For this exercise, repeat all of the material verbatim apart from its images.
※ ※ ※
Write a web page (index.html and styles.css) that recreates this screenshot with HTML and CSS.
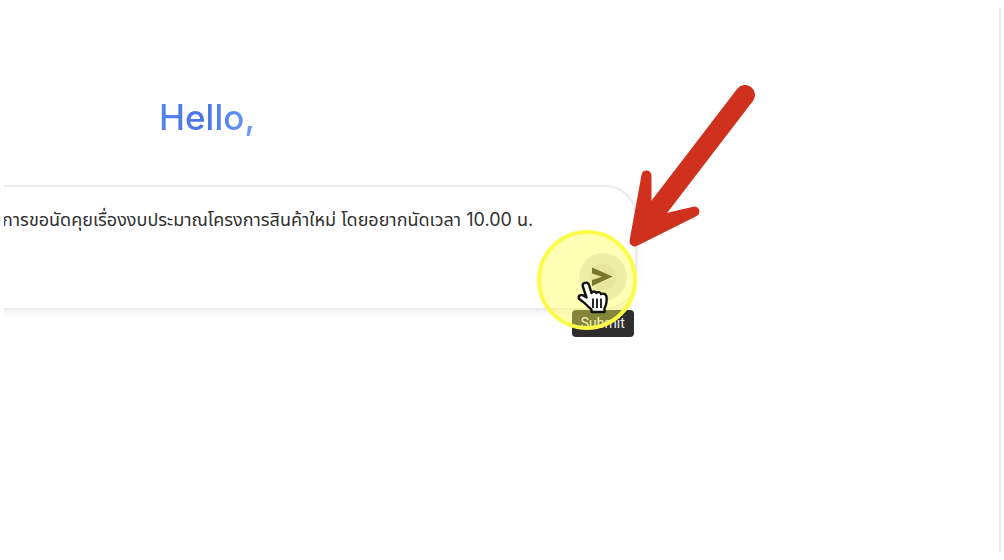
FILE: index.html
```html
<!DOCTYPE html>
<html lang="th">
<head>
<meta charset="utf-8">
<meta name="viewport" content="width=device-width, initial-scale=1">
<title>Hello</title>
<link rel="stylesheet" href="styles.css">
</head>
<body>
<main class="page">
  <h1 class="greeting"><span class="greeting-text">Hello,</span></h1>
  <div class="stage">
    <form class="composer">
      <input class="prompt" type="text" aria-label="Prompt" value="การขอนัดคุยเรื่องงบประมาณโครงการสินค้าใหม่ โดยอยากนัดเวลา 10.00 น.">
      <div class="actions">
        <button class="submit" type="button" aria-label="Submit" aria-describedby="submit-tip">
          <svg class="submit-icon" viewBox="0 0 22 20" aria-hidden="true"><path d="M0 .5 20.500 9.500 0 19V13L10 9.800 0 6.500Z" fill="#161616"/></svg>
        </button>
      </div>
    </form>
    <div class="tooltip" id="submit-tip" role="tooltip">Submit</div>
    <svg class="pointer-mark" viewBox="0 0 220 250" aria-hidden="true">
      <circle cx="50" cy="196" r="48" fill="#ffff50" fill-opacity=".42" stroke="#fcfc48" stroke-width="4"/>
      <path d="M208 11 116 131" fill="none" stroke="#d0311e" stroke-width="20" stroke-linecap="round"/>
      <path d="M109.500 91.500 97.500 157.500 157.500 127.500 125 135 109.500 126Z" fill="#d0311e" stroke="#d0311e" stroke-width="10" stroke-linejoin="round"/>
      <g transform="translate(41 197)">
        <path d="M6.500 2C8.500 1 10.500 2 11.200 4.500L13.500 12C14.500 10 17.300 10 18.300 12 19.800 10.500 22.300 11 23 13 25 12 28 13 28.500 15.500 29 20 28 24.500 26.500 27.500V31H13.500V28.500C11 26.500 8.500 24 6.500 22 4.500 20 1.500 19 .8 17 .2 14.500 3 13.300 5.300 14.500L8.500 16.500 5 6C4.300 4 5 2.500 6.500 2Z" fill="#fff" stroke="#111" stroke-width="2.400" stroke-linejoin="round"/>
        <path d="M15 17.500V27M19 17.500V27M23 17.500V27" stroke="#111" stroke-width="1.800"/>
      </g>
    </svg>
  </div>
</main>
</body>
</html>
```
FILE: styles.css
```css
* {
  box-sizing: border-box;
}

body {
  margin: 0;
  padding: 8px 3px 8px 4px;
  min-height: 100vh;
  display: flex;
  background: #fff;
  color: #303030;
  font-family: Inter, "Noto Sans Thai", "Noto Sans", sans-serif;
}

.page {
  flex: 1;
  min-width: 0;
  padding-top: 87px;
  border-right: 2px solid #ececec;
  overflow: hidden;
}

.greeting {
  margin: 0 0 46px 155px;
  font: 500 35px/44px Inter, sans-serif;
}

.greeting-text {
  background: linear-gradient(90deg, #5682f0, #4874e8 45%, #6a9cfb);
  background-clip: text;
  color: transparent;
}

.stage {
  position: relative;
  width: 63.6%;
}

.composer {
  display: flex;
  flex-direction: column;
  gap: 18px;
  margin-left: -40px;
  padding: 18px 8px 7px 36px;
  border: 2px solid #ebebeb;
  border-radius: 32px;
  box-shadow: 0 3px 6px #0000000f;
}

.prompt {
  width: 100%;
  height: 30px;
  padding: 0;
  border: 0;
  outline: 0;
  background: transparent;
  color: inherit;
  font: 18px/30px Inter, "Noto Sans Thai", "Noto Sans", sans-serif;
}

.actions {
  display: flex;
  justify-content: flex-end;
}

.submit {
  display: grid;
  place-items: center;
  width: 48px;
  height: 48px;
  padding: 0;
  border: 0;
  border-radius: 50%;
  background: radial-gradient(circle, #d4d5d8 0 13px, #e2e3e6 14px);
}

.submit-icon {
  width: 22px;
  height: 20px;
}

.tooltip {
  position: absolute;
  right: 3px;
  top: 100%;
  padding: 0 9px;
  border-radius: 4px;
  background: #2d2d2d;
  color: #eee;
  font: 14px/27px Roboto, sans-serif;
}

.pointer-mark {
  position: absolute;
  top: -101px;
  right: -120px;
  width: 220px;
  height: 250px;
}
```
※ ※ ※
* _FULL OUTPUT_:
Write a web page (index.html and styles.css) that recreates this screenshot with HTML and CSS.
FILE: index.html
```html
<!DOCTYPE html>
<html lang="th">
<head>
<meta charset="utf-8">
<meta name="viewport" content="width=device-width, initial-scale=1">
<title>Hello</title>
<link rel="stylesheet" href="styles.css">
</head>
<body>
<main class="page">
  <h1 class="greeting"><span class="greeting-text">Hello,</span></h1>
  <div class="stage">
    <form class="composer">
      <input class="prompt" type="text" aria-label="Prompt" value="การขอนัดคุยเรื่องงบประมาณโครงการสินค้าใหม่ โดยอยากนัดเวลา 10.00 น.">
      <div class="actions">
        <button class="submit" type="button" aria-label="Submit" aria-describedby="submit-tip">
          <svg class="submit-icon" viewBox="0 0 22 20" aria-hidden="true"><path d="M0 .5 20.500 9.500 0 19V13L10 9.800 0 6.500Z" fill="#161616"/></svg>
        </button>
      </div>
    </form>
    <div class="tooltip" id="submit-tip" role="tooltip">Submit</div>
    <svg class="pointer-mark" viewBox="0 0 220 250" aria-hidden="true">
      <circle cx="50" cy="196" r="48" fill="#ffff50" fill-opacity=".42" stroke="#fcfc48" stroke-width="4"/>
      <path d="M208 11 116 131" fill="none" stroke="#d0311e" stroke-width="20" stroke-linecap="round"/>
      <path d="M109.500 91.500 97.500 157.500 157.500 127.500 125 135 109.500 126Z" fill="#d0311e" stroke="#d0311e" stroke-width="10" stroke-linejoin="round"/>
      <g transform="translate(41 197)">
        <path d="M6.500 2C8.500 1 10.500 2 11.200 4.500L13.500 12C14.500 10 17.300 10 18.300 12 19.800 10.500 22.300 11 23 13 25 12 28 13 28.500 15.500 29 20 28 24.500 26.500 27.500V31H13.500V28.500C11 26.500 8.500 24 6.500 22 4.500 20 1.500 19 .8 17 .2 14.500 3 13.300 5.300 14.500L8.500 16.500 5 6C4.300 4 5 2.500 6.500 2Z" fill="#fff" stroke="#111" stroke-width="2.400" stroke-linejoin="round"/>
        <path d="M15 17.500V27M19 17.500V27M23 17.500V27" stroke="#111" stroke-width="1.800"/>
      </g>
    </svg>
  </div>
</main>
</body>
</html>
```
FILE: styles.css
```css
* {
  box-sizing: border-box;
}

body {
  margin: 0;
  padding: 8px 3px 8px 4px;
  min-height: 100vh;
  display: flex;
  background: #fff;
  color: #303030;
  font-family: Inter, "Noto Sans Thai", "Noto Sans", sans-serif;
}

.page {
  flex: 1;
  min-width: 0;
  padding-top: 87px;
  border-right: 2px solid #ececec;
  overflow: hidden;
}

.greeting {
  margin: 0 0 46px 155px;
  font: 500 35px/44px Inter, sans-serif;
}

.greeting-text {
  background: linear-gradient(90deg, #5682f0, #4874e8 45%, #6a9cfb);
  background-clip: text;
  color: transparent;
}

.stage {
  position: relative;
  width: 63.6%;
}

.composer {
  display: flex;
  flex-direction: column;
  gap: 18px;
  margin-left: -40px;
  padding: 18px 8px 7px 36px;
  border: 2px solid #ebebeb;
  border-radius: 32px;
  box-shadow: 0 3px 6px #0000000f;
}

.prompt {
  width: 100%;
  height: 30px;
  padding: 0;
  border: 0;
  outline: 0;
  background: transparent;
  color: inherit;
  font: 18px/30px Inter, "Noto Sans Thai", "Noto Sans", sans-serif;
}

.actions {
  display: flex;
  justify-content: flex-end;
}

.submit {
  display: grid;
  place-items: center;
  width: 48px;
  height: 48px;
  padding: 0;
  border: 0;
  border-radius: 50%;
  background: radial-gradient(circle, #d4d5d8 0 13px, #e2e3e6 14px);
}

.submit-icon {
  width: 22px;
  height: 20px;
}

.tooltip {
  position: absolute;
  right: 3px;
  top: 100%;
  padding: 0 9px;
  border-radius: 4px;
  background: #2d2d2d;
  color: #eee;
  font: 14px/27px Roboto, sans-serif;
}

.pointer-mark {
  position: absolute;
  top: -101px;
  right: -120px;
  width: 220px;
  height: 250px;
}
```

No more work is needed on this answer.